GIVEN TASK:
Output the material exactly, but drop every image it holds.

DATA EXTRACT:
::::::::
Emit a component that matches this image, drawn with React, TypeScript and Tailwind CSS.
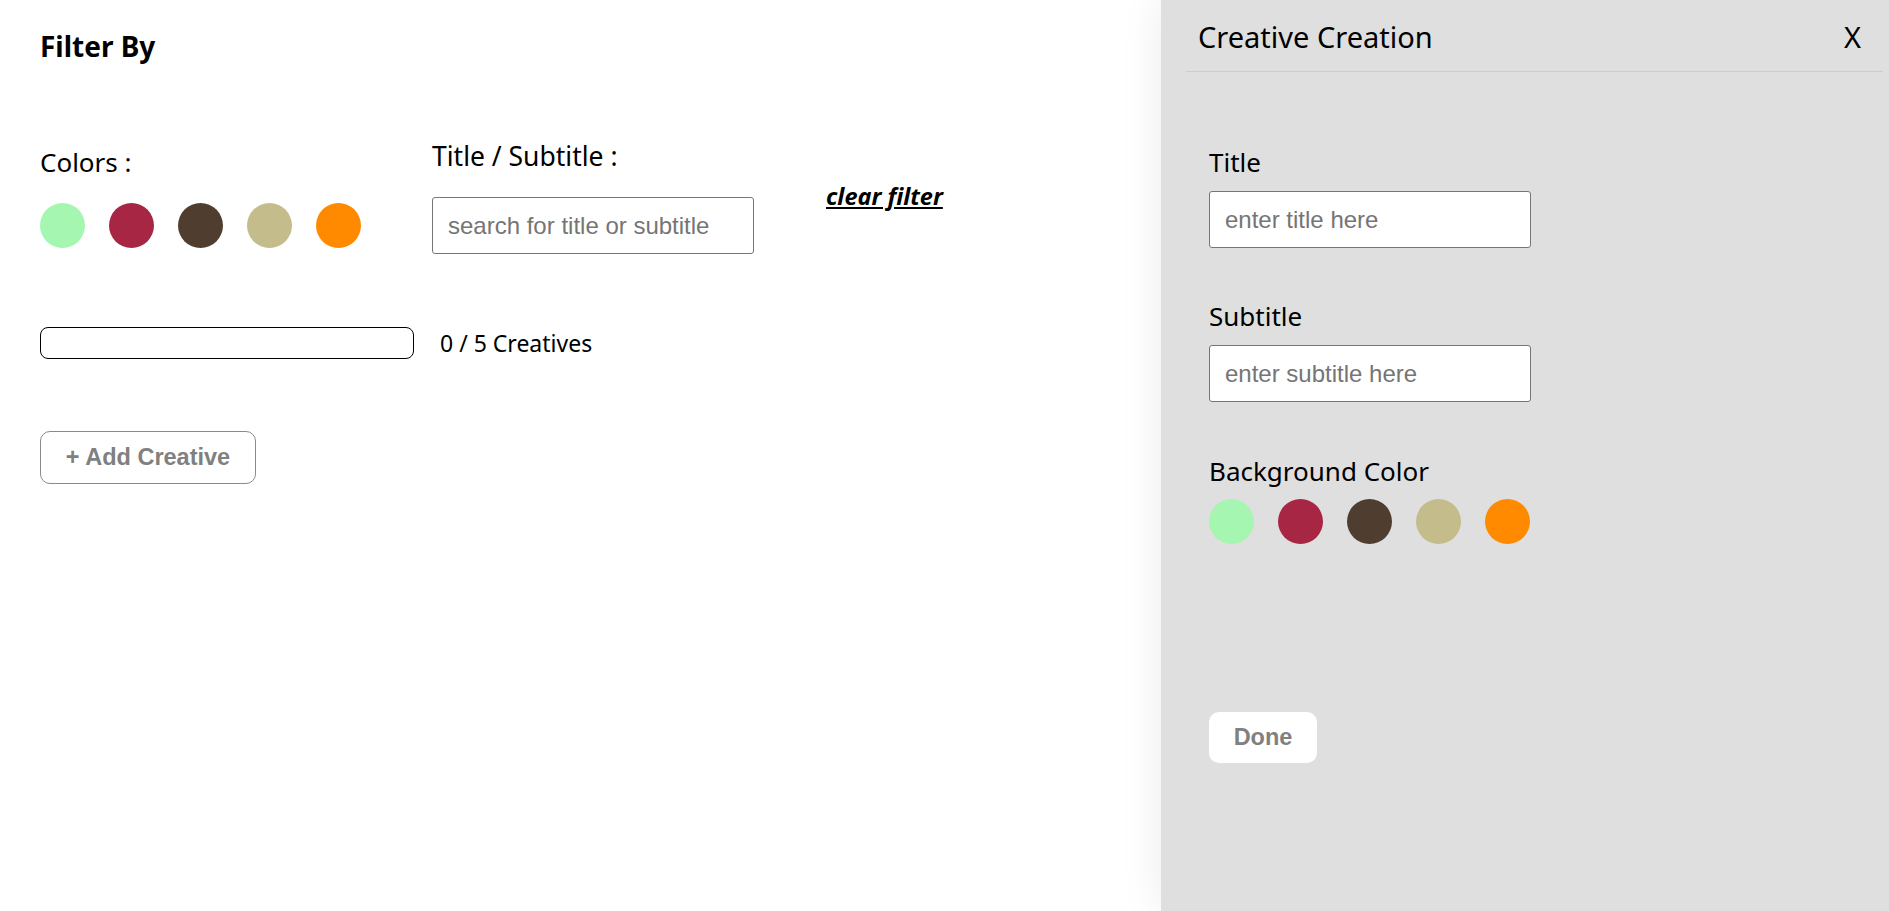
const swatches = ['#a4f6b1', '#a72644', '#4f3e2f', '#c4bc8b', '#ff8a00'];

const sans = "font-['Noto_Sans','Open_Sans',sans-serif]";

function Swatches() {
  return (
    <div className="flex gap-[24px]">
      {swatches.map((c) => (
        <button
          key={c}
          className="h-[45px] w-[45px] rounded-full"
          style={{ backgroundColor: c }}
        />
      ))}
    </div>
  );
}

function TextInput({ placeholder }: { placeholder: string }) {
  return (
    <input
      placeholder={placeholder}
      className="h-[57px] w-[322px] rounded-[3px] border border-[#767676] bg-white pl-[15px] font-['Liberation_Sans',Arial,sans-serif] text-[24px] text-black placeholder:text-[#757575] outline-none"
    />
  );
}

export default function App() {
  return (
    <div className={`flex h-screen w-full bg-white text-black ${sans}`}>
      <main className="flex-1 pl-[40px] pt-[32px]">
        <h2 className="text-[28px] font-bold leading-none">Filter By</h2>

        <div className="mt-[83px] flex items-center">
          <div className="w-[392px]">
            <div className="h-[26px] text-[26px] leading-[26px]">Colors :</div>
            <div className="mt-[28px]">
              <Swatches />
            </div>
          </div>
          <div>
            <div className="h-[26px] text-[26.5px] leading-[26px]">Title / Subtitle :</div>
            <div className="mt-[28px]">
              <TextInput placeholder="search for title or subtitle" />
            </div>
          </div>
          <a
            href="#"
            className="ml-[72px] mt-[42px] self-start text-[23.5px] font-bold italic leading-none underline"
          >
            clear filter
          </a>
        </div>

        <div className="mt-[73px] flex items-center">
          <div className="h-[32px] w-[374px] rounded-[8px] border border-black" />
          <span className="ml-[26px] text-[23px] leading-none">0 / 5 Creatives</span>
        </div>

        <button className="mt-[72px] h-[53px] w-[216px] rounded-[10px] border border-[#8a8a8a] bg-white font-['Liberation_Sans',Arial,sans-serif] text-[23.5px] font-bold text-[#808080]">
          + Add Creative
        </button>
      </main>

      <aside className="h-full w-[728px] bg-[#dfdfdf] shadow-[0_0_40px_rgba(0,0,0,0.08)]">
        <header className="ml-[25px] mr-[6px] flex items-center justify-between border-b border-[#cdcdcd] pb-[20px] pl-[12px] pr-[22px] pt-[22px]">
          <h3 className="text-[29px] leading-none">Creative Creation</h3>
          <button className="text-[29px] leading-none">X</button>
        </header>

        <div className="pl-[48px]">
          <div className="mt-[77px] text-[26px] leading-none">Title</div>
          <div className="mt-[16px]">
            <TextInput placeholder="enter title here" />
          </div>

          <div className="mt-[55px] text-[26px] leading-none">Subtitle</div>
          <div className="mt-[16px]">
            <TextInput placeholder="enter subtitle here" />
          </div>

          <div className="mt-[56px] text-[26px] leading-none">Background Color</div>
          <div className="mt-[15px]">
            <Swatches />
          </div>

          <button className="mt-[168px] h-[51px] w-[108px] rounded-[10px] bg-white font-['Liberation_Sans',Arial,sans-serif] text-[23.5px] font-bold text-[#808080]">
            Done
          </button>
        </div>
      </aside>
    </div>
  );
}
::::::::
THE SOLUTION:
Emit a component that matches this image, drawn with React, TypeScript and Tailwind CSS.
const swatches = ['#a4f6b1', '#a72644', '#4f3e2f', '#c4bc8b', '#ff8a00'];

const sans = "font-['Noto_Sans','Open_Sans',sans-serif]";

function Swatches() {
  return (
    <div className="flex gap-[24px]">
      {swatches.map((c) => (
        <button
          key={c}
          className="h-[45px] w-[45px] rounded-full"
          style={{ backgroundColor: c }}
        />
      ))}
    </div>
  );
}

function TextInput({ placeholder }: { placeholder: string }) {
  return (
    <input
      placeholder={placeholder}
      className="h-[57px] w-[322px] rounded-[3px] border border-[#767676] bg-white pl-[15px] font-['Liberation_Sans',Arial,sans-serif] text-[24px] text-black placeholder:text-[#757575] outline-none"
    />
  );
}

export default function App() {
  return (
    <div className={`flex h-screen w-full bg-white text-black ${sans}`}>
      <main className="flex-1 pl-[40px] pt-[32px]">
        <h2 className="text-[28px] font-bold leading-none">Filter By</h2>

        <div className="mt-[83px] flex items-center">
          <div className="w-[392px]">
            <div className="h-[26px] text-[26px] leading-[26px]">Colors :</div>
            <div className="mt-[28px]">
              <Swatches />
            </div>
          </div>
          <div>
            <div className="h-[26px] text-[26.5px] leading-[26px]">Title / Subtitle :</div>
            <div className="mt-[28px]">
              <TextInput placeholder="search for title or subtitle" />
            </div>
          </div>
          <a
            href="#"
            className="ml-[72px] mt-[42px] self-start text-[23.5px] font-bold italic leading-none underline"
          >
            clear filter
          </a>
        </div>

        <div className="mt-[73px] flex items-center">
          <div className="h-[32px] w-[374px] rounded-[8px] border border-black" />
          <span className="ml-[26px] text-[23px] leading-none">0 / 5 Creatives</span>
        </div>

        <button className="mt-[72px] h-[53px] w-[216px] rounded-[10px] border border-[#8a8a8a] bg-white font-['Liberation_Sans',Arial,sans-serif] text-[23.5px] font-bold text-[#808080]">
          + Add Creative
        </button>
      </main>

      <aside className="h-full w-[728px] bg-[#dfdfdf] shadow-[0_0_40px_rgba(0,0,0,0.08)]">
        <header className="ml-[25px] mr-[6px] flex items-center justify-between border-b border-[#cdcdcd] pb-[20px] pl-[12px] pr-[22px] pt-[22px]">
          <h3 className="text-[29px] leading-none">Creative Creation</h3>
          <button className="text-[29px] leading-none">X</button>
        </header>

        <div className="pl-[48px]">
          <div className="mt-[77px] text-[26px] leading-none">Title</div>
          <div className="mt-[16px]">
            <TextInput placeholder="enter title here" />
          </div>

          <div className="mt-[55px] text-[26px] leading-none">Subtitle</div>
          <div className="mt-[16px]">
            <TextInput placeholder="enter subtitle here" />
          </div>

          <div className="mt-[56px] text-[26px] leading-none">Background Color</div>
          <div className="mt-[15px]">
            <Swatches />
          </div>

          <button className="mt-[168px] h-[51px] w-[108px] rounded-[10px] bg-white font-['Liberation_Sans',Arial,sans-serif] text-[23.5px] font-bold text-[#808080]">
            Done
          </button>
        </div>
      </aside>
    </div>
  );
}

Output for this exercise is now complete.